* AIM OF THE EXERCISE *
Write the lines out again, from the top of the material to the line containing "import React from", pictures excluded.

* PROVIDED MATERIAL *
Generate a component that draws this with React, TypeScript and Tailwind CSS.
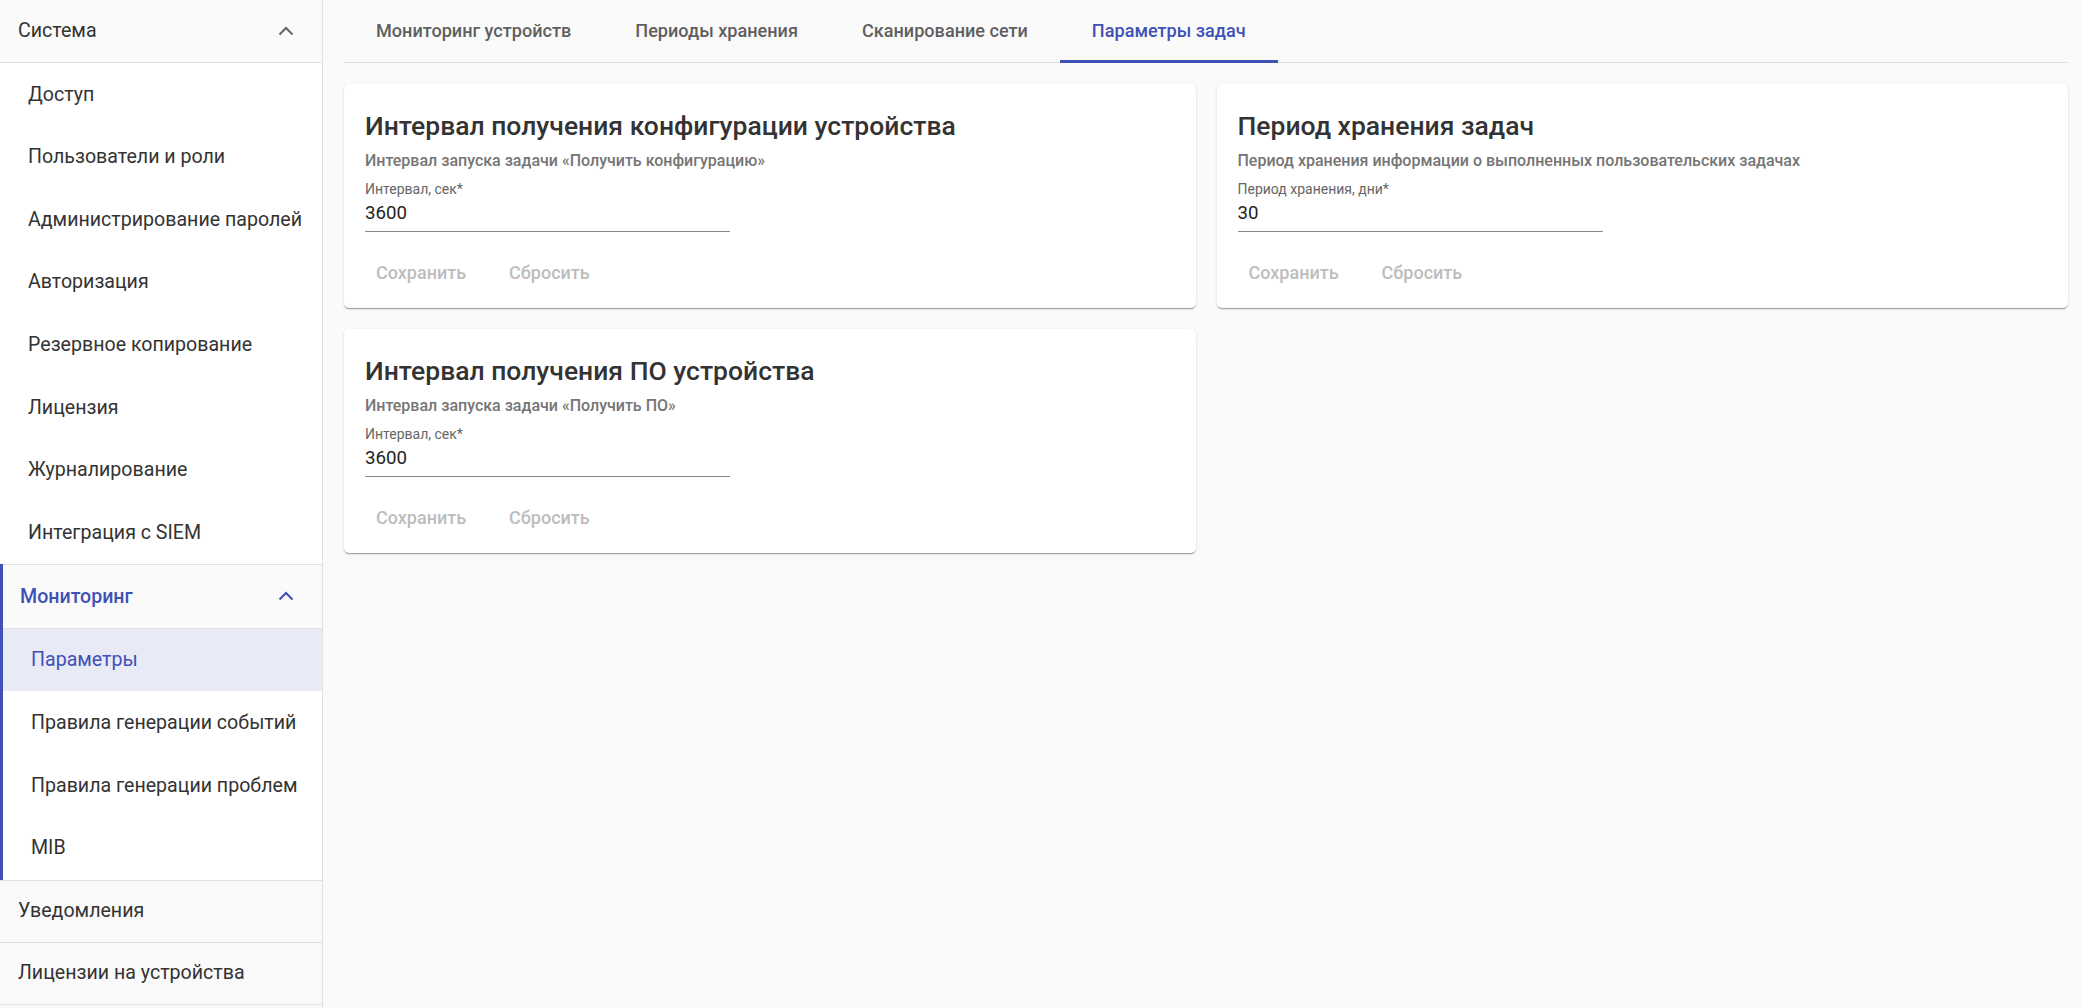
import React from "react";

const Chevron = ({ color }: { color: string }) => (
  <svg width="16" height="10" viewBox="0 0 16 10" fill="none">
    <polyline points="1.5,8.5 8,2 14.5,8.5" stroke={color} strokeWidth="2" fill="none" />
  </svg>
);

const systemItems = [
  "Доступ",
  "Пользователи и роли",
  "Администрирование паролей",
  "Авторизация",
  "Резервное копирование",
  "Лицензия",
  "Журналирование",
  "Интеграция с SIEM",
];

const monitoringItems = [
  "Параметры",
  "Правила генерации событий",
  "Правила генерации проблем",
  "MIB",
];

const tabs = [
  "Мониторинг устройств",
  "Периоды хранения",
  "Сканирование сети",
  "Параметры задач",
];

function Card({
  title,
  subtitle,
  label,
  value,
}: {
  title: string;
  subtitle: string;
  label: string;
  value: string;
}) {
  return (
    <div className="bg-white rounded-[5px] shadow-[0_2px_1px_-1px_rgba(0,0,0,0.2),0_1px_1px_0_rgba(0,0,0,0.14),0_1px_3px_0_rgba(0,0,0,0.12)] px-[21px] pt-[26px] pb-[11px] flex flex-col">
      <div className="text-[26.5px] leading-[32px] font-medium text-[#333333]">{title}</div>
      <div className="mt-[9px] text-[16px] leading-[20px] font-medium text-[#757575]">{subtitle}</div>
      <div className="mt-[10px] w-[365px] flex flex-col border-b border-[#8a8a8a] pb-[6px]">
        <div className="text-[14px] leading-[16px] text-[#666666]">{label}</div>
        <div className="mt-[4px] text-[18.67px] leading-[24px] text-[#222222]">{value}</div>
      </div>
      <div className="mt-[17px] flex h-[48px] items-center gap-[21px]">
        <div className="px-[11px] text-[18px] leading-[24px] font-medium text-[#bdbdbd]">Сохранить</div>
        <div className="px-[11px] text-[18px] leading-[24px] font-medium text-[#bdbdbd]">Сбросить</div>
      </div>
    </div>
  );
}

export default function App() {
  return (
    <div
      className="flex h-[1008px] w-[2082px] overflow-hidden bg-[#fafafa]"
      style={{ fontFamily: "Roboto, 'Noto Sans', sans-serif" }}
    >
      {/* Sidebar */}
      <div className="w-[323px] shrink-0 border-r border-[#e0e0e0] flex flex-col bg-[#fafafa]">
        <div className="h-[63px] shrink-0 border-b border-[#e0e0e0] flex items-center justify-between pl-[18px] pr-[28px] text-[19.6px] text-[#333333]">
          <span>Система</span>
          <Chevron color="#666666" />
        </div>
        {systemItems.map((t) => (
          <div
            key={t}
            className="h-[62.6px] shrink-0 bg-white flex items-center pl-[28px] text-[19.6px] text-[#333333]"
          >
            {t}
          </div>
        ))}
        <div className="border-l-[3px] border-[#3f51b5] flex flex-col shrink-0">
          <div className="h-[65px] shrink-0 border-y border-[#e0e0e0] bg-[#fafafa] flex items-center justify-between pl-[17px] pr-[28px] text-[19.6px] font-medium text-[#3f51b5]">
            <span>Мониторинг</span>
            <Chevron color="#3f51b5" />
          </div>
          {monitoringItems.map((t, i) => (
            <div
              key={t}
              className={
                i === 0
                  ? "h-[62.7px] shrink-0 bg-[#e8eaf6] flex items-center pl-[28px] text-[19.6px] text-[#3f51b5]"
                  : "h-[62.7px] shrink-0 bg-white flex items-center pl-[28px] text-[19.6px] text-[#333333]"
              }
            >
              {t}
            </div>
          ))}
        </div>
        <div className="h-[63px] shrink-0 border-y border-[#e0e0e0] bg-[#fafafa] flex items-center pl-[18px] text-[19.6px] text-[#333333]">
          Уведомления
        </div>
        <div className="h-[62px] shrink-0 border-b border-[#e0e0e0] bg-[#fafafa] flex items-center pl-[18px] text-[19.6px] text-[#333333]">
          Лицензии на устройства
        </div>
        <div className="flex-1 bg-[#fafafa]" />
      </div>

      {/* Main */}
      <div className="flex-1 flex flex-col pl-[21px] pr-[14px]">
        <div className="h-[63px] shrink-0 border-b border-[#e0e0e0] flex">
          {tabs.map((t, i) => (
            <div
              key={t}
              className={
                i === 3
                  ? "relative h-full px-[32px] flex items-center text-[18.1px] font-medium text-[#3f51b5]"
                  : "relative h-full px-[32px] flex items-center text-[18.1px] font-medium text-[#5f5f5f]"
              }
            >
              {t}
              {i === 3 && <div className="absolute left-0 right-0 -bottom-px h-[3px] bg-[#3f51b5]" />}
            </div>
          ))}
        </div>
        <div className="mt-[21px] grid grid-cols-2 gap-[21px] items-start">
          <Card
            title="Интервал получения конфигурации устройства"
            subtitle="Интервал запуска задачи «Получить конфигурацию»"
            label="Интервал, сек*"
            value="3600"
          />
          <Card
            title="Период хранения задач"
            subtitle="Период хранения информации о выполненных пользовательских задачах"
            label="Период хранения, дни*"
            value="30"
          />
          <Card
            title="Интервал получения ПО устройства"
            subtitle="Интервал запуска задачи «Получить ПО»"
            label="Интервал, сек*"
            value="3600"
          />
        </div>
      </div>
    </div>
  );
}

* CORRECT OUTPUT *
Generate a component that draws this with React, TypeScript and Tailwind CSS.
import React from "react";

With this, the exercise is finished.